Noah Schnapp balances film roles with 'Stranger Things' schedule

Noah Schnapp balances film roles with 'Stranger Things' schedule
"Stranger Things" star Noah Schnapp can be seen in the World War II drama "Waiting for Anya" in theaters and on video-on-demand platforms Friday. File Photo by Jim Ruymen/UPI | License Photo

Feb. 7 (UPI) -- Noah Schnapp is spending his downtime from Stranger Things playing characters who are completely different from 1980s-era monster magnet Will Byers.

In the World War II family drama Waiting for Anya, in theaters and available via video-on-demand Friday, the 15-year-old actor plays the lead role of Jo, a French shepherd who risks his life to help Jewish children escape from Nazi soldiers into Spain.

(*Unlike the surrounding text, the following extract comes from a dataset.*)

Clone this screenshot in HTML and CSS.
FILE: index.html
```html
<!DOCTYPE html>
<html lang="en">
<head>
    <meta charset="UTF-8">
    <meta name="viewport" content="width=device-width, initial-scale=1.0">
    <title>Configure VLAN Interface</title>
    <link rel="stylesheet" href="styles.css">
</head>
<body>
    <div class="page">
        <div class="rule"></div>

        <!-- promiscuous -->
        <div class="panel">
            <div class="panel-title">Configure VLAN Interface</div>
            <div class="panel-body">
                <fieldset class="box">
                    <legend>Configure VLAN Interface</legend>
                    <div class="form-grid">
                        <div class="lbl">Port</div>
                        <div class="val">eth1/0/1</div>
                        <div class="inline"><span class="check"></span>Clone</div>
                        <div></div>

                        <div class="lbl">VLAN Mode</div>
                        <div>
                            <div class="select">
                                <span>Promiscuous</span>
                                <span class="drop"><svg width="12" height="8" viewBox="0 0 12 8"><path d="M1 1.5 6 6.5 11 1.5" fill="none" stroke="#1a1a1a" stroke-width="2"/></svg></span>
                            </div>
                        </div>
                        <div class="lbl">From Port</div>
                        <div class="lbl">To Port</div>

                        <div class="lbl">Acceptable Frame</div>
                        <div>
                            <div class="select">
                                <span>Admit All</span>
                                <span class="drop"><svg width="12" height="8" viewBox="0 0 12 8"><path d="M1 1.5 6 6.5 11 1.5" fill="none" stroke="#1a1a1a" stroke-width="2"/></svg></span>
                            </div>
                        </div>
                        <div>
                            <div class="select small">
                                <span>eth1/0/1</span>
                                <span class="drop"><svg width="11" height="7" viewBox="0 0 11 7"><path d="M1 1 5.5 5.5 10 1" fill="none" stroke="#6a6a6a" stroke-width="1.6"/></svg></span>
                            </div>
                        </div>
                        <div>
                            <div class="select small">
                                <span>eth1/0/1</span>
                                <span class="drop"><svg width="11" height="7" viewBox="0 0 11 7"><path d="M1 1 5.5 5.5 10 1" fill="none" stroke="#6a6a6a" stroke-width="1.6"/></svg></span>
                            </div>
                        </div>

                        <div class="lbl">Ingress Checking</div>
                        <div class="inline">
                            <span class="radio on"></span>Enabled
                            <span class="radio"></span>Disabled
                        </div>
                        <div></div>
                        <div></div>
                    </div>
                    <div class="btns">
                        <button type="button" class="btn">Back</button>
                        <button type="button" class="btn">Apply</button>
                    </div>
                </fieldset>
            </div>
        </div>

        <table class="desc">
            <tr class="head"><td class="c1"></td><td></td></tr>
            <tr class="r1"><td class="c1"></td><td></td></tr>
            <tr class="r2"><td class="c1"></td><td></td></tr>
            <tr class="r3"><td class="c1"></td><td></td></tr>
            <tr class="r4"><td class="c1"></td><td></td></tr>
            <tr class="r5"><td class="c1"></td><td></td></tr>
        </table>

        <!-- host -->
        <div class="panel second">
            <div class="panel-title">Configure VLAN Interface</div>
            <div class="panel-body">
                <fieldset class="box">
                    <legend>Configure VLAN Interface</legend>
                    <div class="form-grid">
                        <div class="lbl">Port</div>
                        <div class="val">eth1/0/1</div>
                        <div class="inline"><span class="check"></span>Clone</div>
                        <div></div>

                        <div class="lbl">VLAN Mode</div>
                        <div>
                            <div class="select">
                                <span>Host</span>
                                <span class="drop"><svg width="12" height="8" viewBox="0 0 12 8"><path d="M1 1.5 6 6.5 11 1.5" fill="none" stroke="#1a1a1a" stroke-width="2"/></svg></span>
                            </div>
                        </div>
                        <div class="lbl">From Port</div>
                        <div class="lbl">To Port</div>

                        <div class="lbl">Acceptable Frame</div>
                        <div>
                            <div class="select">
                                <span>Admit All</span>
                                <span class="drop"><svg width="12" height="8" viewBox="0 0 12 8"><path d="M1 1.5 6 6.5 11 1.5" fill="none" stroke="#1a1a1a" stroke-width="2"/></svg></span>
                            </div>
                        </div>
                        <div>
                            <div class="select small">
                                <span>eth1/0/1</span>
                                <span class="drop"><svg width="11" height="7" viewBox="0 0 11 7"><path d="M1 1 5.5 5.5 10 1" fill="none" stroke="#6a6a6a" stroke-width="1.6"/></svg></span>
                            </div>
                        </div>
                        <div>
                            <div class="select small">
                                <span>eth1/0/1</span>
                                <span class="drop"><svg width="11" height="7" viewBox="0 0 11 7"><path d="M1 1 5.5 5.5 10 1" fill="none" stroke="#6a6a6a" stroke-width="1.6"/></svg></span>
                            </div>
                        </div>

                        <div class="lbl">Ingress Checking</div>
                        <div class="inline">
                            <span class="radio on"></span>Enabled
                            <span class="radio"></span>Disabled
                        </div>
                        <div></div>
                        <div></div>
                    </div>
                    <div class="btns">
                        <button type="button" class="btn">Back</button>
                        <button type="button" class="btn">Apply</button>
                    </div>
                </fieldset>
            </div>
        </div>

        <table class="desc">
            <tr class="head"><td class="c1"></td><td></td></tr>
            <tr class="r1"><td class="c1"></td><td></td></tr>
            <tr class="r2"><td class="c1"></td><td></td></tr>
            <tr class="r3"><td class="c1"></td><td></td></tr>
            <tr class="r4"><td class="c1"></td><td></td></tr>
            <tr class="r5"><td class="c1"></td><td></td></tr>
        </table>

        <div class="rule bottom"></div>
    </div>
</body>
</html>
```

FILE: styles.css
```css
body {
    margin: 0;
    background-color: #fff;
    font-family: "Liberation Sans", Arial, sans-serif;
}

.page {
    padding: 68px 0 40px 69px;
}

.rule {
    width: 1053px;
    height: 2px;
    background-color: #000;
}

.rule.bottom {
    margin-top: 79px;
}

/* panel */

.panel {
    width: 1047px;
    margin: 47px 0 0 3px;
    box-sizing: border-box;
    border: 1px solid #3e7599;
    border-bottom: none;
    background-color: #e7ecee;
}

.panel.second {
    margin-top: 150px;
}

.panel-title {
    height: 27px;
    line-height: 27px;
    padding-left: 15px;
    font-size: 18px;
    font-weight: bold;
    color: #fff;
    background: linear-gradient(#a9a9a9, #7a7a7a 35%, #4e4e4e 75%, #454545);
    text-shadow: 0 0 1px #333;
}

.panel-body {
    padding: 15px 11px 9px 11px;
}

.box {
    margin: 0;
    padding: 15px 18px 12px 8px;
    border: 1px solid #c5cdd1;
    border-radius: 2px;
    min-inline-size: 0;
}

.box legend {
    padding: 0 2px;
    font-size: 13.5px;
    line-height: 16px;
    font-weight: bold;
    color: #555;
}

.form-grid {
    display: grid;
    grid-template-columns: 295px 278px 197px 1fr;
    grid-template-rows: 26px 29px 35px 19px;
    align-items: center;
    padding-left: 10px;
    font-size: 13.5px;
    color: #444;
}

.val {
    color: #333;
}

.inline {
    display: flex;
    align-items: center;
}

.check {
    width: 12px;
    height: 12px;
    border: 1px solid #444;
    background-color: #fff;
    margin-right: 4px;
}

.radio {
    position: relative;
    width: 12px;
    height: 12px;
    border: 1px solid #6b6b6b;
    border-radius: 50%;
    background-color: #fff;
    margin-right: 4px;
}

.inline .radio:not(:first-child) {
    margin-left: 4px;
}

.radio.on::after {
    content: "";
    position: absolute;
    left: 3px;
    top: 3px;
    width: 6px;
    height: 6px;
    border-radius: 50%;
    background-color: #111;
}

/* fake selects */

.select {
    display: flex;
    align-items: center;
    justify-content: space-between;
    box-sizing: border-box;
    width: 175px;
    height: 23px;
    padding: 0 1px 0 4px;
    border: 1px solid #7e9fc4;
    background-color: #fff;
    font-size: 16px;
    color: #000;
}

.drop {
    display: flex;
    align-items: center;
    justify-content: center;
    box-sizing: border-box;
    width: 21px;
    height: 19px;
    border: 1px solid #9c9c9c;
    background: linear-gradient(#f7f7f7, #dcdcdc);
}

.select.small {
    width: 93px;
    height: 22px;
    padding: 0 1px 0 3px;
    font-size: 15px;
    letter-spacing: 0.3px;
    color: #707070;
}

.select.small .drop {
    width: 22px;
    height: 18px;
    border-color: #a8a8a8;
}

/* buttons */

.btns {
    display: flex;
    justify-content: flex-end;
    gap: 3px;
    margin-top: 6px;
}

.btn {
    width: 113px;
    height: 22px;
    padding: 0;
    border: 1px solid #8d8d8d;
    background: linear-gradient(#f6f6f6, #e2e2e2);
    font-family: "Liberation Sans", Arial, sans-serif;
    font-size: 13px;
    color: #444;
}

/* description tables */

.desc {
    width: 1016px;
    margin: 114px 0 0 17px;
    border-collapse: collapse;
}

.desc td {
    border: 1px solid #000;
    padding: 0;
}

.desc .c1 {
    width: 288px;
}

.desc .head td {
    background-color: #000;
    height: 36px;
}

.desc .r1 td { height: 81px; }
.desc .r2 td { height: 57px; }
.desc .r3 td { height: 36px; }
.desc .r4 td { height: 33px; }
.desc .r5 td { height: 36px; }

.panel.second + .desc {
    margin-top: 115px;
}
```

Abe, a contemporary comedy set for release April 17, casts Schnapp as the titular aspiring chef who uses his love of food to bring together the sparring Palestinian and Israeli members of his family.

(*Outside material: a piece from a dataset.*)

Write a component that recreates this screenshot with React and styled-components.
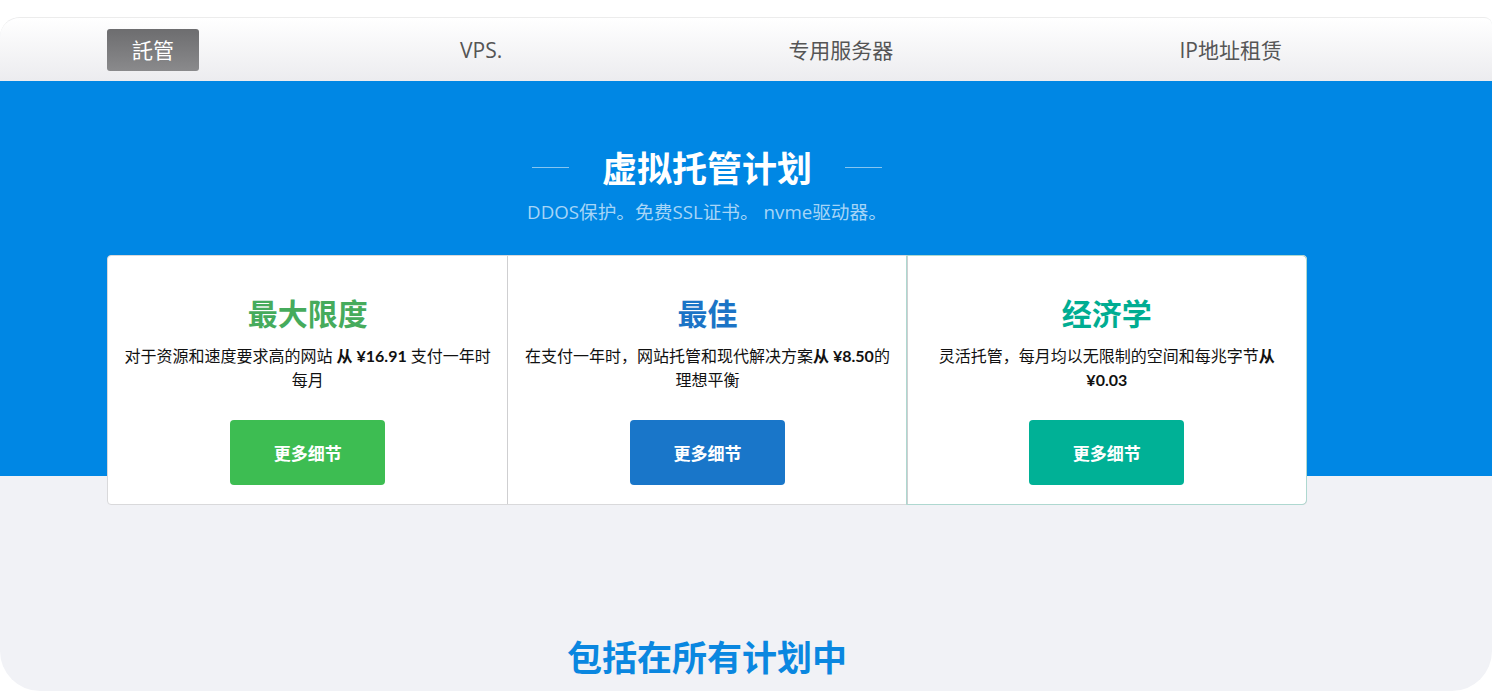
import React from 'react';
import styled, { createGlobalStyle } from 'styled-components';

const GlobalStyle = createGlobalStyle`
  html, body {
    margin: 0;
    padding: 0;
    background: #fff;
    font-family: Lato, "Noto Sans CJK SC", sans-serif;
  }
`

const Page = styled.div`
  padding-top: 17px;
  background: #fff;
`

const Shell = styled.div`
  border-top: 1px solid #ececec;
  border-radius: 20px 8px 40px 40px;
  overflow: hidden;
  background: #f1f2f6;
  height: 673px;
`

const NavBar = styled.nav`
  height: 63px;
  background: linear-gradient(to bottom, #ffffff, #ececef);
  display: flex;
  align-items: center;
`

const Inner = styled.div`
  width: 1200px;
  margin-left: 107px;
`

const NavInner = styled(Inner)`
  display: flex;
  justify-content: space-between;
  align-items: center;
`

const NavItem = styled.a`
  display: block;
  padding: 0 25px;
  height: 42px;
  line-height: 42px;
  border-radius: 3px;
  font-family: "Open Sans", "Noto Sans CJK SC", sans-serif;
  font-size: 21px;
  color: ${p => (p.$active ? '#fff' : '#555')};
  background: ${p => (p.$active ? 'linear-gradient(to bottom, #6d6d6f, #8a8a8c)' : 'transparent')};
`

const Hero = styled.section`
  background: linear-gradient(to bottom, #0087e4 0, #0087e4 395px, #f1f2f6 395px);
  padding-top: 62px;
`

const TitleRow = styled.div`
  display: flex;
  justify-content: center;
  align-items: center;
  gap: 33px;
`

const Rule = styled.span`
  width: 37px;
  height: 1px;
  background: #86c5f0;
`

const HeroTitle = styled.h1`
  margin: 0;
  font-size: 35px;
  line-height: 48px;
  font-weight: 700;
  color: #fff;
  font-family: "Noto Sans CJK SC", sans-serif;
`

const HeroSub = styled.p`
  margin: 9px 0 0;
  text-align: center;
  font-size: 18.7px;
  line-height: 24px;
  color: #a6d5f7;
  font-family: "Open Sans", "Noto Sans CJK SC", sans-serif;
`

const Cards = styled(Inner)`
  margin-top: 31px;
  display: grid;
  grid-template-columns: repeat(3, 1fr);
  background: #fff;
  border: 1px solid #d9d9db;
  border-radius: 4px;
  box-sizing: border-box;
  height: 250px;
`

const Card = styled.div`
  display: flex;
  flex-direction: column;
  align-items: center;
  padding: 36px 10px 0;
  border-left: ${p => (p.$first ? 'none' : '1px solid #cfcfd1')};
  border-radius: ${p => (p.$last ? '0 4px 4px 0' : '0')};
  ${p => p.$last && 'outline: 1px solid #aed8d0;'}
`

const CardTitle = styled.h2`
  margin: 0;
  font-size: 30px;
  line-height: 40px;
  font-weight: 700;
  color: ${p => p.$color};
  font-family: "Noto Sans CJK SC", sans-serif;
`

const CardText = styled.p`
  margin: 12px 0 0;
  font-size: 16px;
  line-height: 24px;
  color: #111;
  text-align: center;
  height: 48px;

  b {
    font-weight: 700;
  }
`

const Button = styled.a`
  margin-top: 28px;
  width: 155px;
  height: 65px;
  border-radius: 4px;
  background: ${p => p.$color};
  color: #fff;
  font-size: 17px;
  font-weight: 700;
  display: flex;
  align-items: center;
  justify-content: center;
  font-family: Lato, "Noto Sans CJK SC", sans-serif;
`

const Included = styled(Inner)`
  margin-top: 126px;
  text-align: center;
  font-size: 35px;
  line-height: 50px;
  font-weight: 700;
  color: #0a87e0;
  font-family: "Noto Sans CJK SC", sans-serif;
`

const plans = [
  {
    title: '最大限度',
    color: '#46ab5c',
    btn: '#3dbd52',
    text: <>对于资源和速度要求高的网站 <b>从 ¥16.91</b> 支付一年时<br />每月</>,
  },
  {
    title: '最佳',
    color: '#1b74c6',
    btn: '#1976c9',
    text: <>在支付一年时，网站托管和现代解决方案<b>从 ¥8.50</b>的<br />理想平衡</>,
  },
  {
    title: '经济学',
    color: '#00ad92',
    btn: '#00b196',
    text: <>灵活托管，每月均以无限制的空间和每兆字节<b>从</b><br /><b>¥0.03</b></>,
  },
];

function App() {
  return (
    <Page>
      <GlobalStyle />
      <Shell>
        <NavBar>
          <NavInner>
            <NavItem $active>託管</NavItem>
            <NavItem>VPS.</NavItem>
            <NavItem>专用服务器</NavItem>
            <NavItem>IP地址租赁</NavItem>
          </NavInner>
        </NavBar>
        <Hero>
          <Inner>
            <TitleRow>
              <Rule />
              <HeroTitle>虚拟托管计划</HeroTitle>
              <Rule />
            </TitleRow>
            <HeroSub>DDOS保护。免费SSL证书。 nvme驱动器。</HeroSub>
          </Inner>
          <Cards>
            {plans.map((p, i) => (
              <Card key={p.title} $first={i === 0} $last={i === plans.length - 1}>
                <CardTitle $color={p.color}>{p.title}</CardTitle>
                <CardText>{p.text}</CardText>
                <Button $color={p.btn}>更多细节</Button>
              </Card>
            ))}
          </Cards>
        </Hero>
        <Included as="h2">包括在所有计划中</Included>
      </Shell>
    </Page>
  );
}

export default App;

"The TV show is more stable. I can always look forward to it and then, when I have time off, I get to do movies and school and all the other things I want to do. I love both sides of it," Schnapp told UPI in a phone interview Tuesday. "It's nice to have a normal life and then get to do the cool things that I love to do."

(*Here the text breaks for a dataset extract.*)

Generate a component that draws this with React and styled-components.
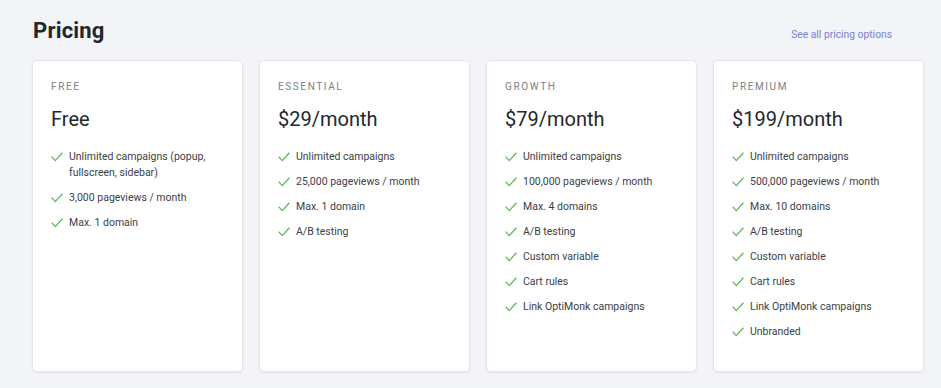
import React from "react";
import styled, { createGlobalStyle } from "styled-components";

const Global = createGlobalStyle`
  html, body { margin: 0; padding: 0; background: #f3f4f7; }
  body { font-family: Roboto, "Liberation Sans", Arial, sans-serif; color: #2b2f36; }
`;

const Page = styled.div`
  padding: 16px 18px 17px 33px;
  box-sizing: border-box;
  width: 941px;
`;

const Header = styled.div`
  display: flex;
  align-items: center;
  justify-content: space-between;
  height: 28px;
  margin-bottom: 17px;
`;

const Title = styled.h1`
  margin: 0;
  font-size: 22px;
  font-weight: 700;
  color: #22262d;
  letter-spacing: 0.2px;
`;

const Link = styled.a`
  font-size: 10.3px;
  color: #7c80d4;
  text-decoration: none;
  margin-right: 31px;
  margin-top: 9px;
`;

const Grid = styled.div`
  display: grid;
  grid-template-columns: repeat(4, 1fr);
  gap: 18px;
`;

const Card = styled.div`
  background: #fff;
  border-radius: 4px;
  box-shadow: 0 0 0 1px #e3e5ea, 0 1px 3px rgba(30, 40, 60, 0.12);
  padding: 19px 18px 0;
  min-height: 310px;
  box-sizing: border-box;
`;

const Label = styled.div`
  font-size: 10px;
  line-height: 14px;
  letter-spacing: 1.6px;
  color: #7b8188;
  text-transform: uppercase;
`;

const Price = styled.div`
  font-size: 20px;
  line-height: 26px;
  margin-top: 12px;
  color: #23272e;
`;

const List = styled.ul`
  list-style: none;
  margin: 17px 0 0;
  padding: 0;
  display: flex;
  flex-direction: column;
  gap: 9px;
`;

const Item = styled.li`
  display: flex;
  align-items: flex-start;
  gap: 6px;
  font-size: 10.5px;
  line-height: 16px;
  color: #3c4047;
`;

const Check = styled.svg`
  flex: none;
  width: 12px;
  height: 10px;
  margin-top: 3px;
`;

const CheckIcon = () => (
  <Check viewBox="0 0 12 10">
    <polyline points="0.6,4.6 4.3,8.6 11.4,0.8" fill="none" stroke="#5cb85c" strokeWidth="1.3" />
  </Check>
);

const plans = [
  { name: "Free", price: "Free", features: ["Unlimited campaigns (popup, fullscreen, sidebar)", "3,000 pageviews / month", "Max. 1 domain"] },
  { name: "Essential", price: "$29/month", features: ["Unlimited campaigns", "25,000 pageviews / month", "Max. 1 domain", "A/B testing"] },
  { name: "Growth", price: "$79/month", features: ["Unlimited campaigns", "100,000 pageviews / month", "Max. 4 domains", "A/B testing", "Custom variable", "Cart rules", "Link OptiMonk campaigns"] },
  { name: "Premium", price: "$199/month", features: ["Unlimited campaigns", "500,000 pageviews / month", "Max. 10 domains", "A/B testing", "Custom variable", "Cart rules", "Link OptiMonk campaigns", "Unbranded"] },
];

export default function App() {
  return (
    <>
      <Global />
      <Page>
        <Header>
          <Title>Pricing</Title>
          <Link href="#">See all pricing options</Link>
        </Header>
        <Grid>
          {plans.map((p) => (
            <Card key={p.name}>
              <Label>{p.name}</Label>
              <Price>{p.price}</Price>
              <List>
                {p.features.map((f) => (
                  <Item key={f}>
                    <CheckIcon />
                    <span>{f}</span>
                  </Item>
                ))}
              </List>
            </Card>
          ))}
        </Grid>
      </Page>
    </>
  );
}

Writer-director Ben Cookson saw Schnapp in Stranger Things Season 1 and thought he was a "standout talent" who would be perfect to play Jo in his adaptation of War Horse author Michael Morpurgo's novel, Waiting for Anya -- a story that Cookson notes is relevant in 2020 as people still are fleeing conflict zones and risking their lives to find a safe place to live.

"We wanted to target an actor who was going to have this big fan-base, as well, because you want this film and this story to find that young audience," Cookson told UPI in a separate phone interview Thursday.

"Hopefully, that fan base that perhaps hasn't seen many World War II films and perhaps aren't very familiar with European history -- and this dark chapter within it -- are going to have their eyes opened to what took place within living memory. Noah's fantastic in the picture."

Schnapp said yes to playing Jo because it was a challenging role in an inspiring story set in a place and an historic era he hadn't explored professionally.

"Being Jewish, I guess I could really connect with him. and I talked with my parents before about this whole time period and learned about it. The character is the hero of the story and he is super brave," the actor said.


To prepare for the project, Schnapp worked on his French accent with a dialect coach and learned how to properly corral sheep.

"They told me certain words to say to get them all to listen," he said. "It was cool. I lived there also kind of like on a farm with a bunch of sheep everywhere. I was really immersed in it."

Filming in rural Lescun in the Pyrenees was another selling point when Schnapp considered the job.

"Location matters so much. Definitely, this was really appealing -- getting to film in this beautiful region of France. I really enjoyed it there. You really disconnect yourself from the world being in the middle of nowhere," he said.

The chance to work with Jean Reno, Gilles Marini, Thomas Kretschmann and Anjelica Huston checked another box for Schnapp.

"Anjelica Huston -- she's an amazing actor, Oscar-winning," he said. "I was kind of scared in the beginning because she is so important and intimidating, but she was very nice and I learned a lot from all of the actors.

"I love getting to work with amazing actors because it kind of makes you look better. When they are so good at what they do, they help you do well, too."


Having cast-mates he liked also made it easier to deal with the film's serious themes of war, poverty and the separation of children from their parents.

"Being comfortable with everyone on set really helps to do these intense scenes when you are not worried about everyone looking at you and what they think. You can just kind of let go and let the scene happen," he said.

Abe takes place in Brooklyn and is a coming-of-age story that is literally closer to home for the native New Yorker.

"It's about food. I learned knife-cutting skills," he said. "I've always been a foodie. I love food! Who doesn't? So, it was definitely really cool to always be eating."

Schnapp expects the people he plays will remain with him throughout his life.

"All of these movies and TV shows, everything I've done, has taught me something important, something new that I didn't know before and led to where I am now," he said.

While he is consciously looking for work outside of the sci-fi and horror realm to avoid repeating what he does on Stranger Things, he wouldn't turn down a great part that fell into those genres.

"I always want to be changing things up and expanding," Schnapp said. "It's really cool to me to get to do different things and not always the same thing, but if there is a really good opportunity that would be in that genre, then, of course, I'll take it."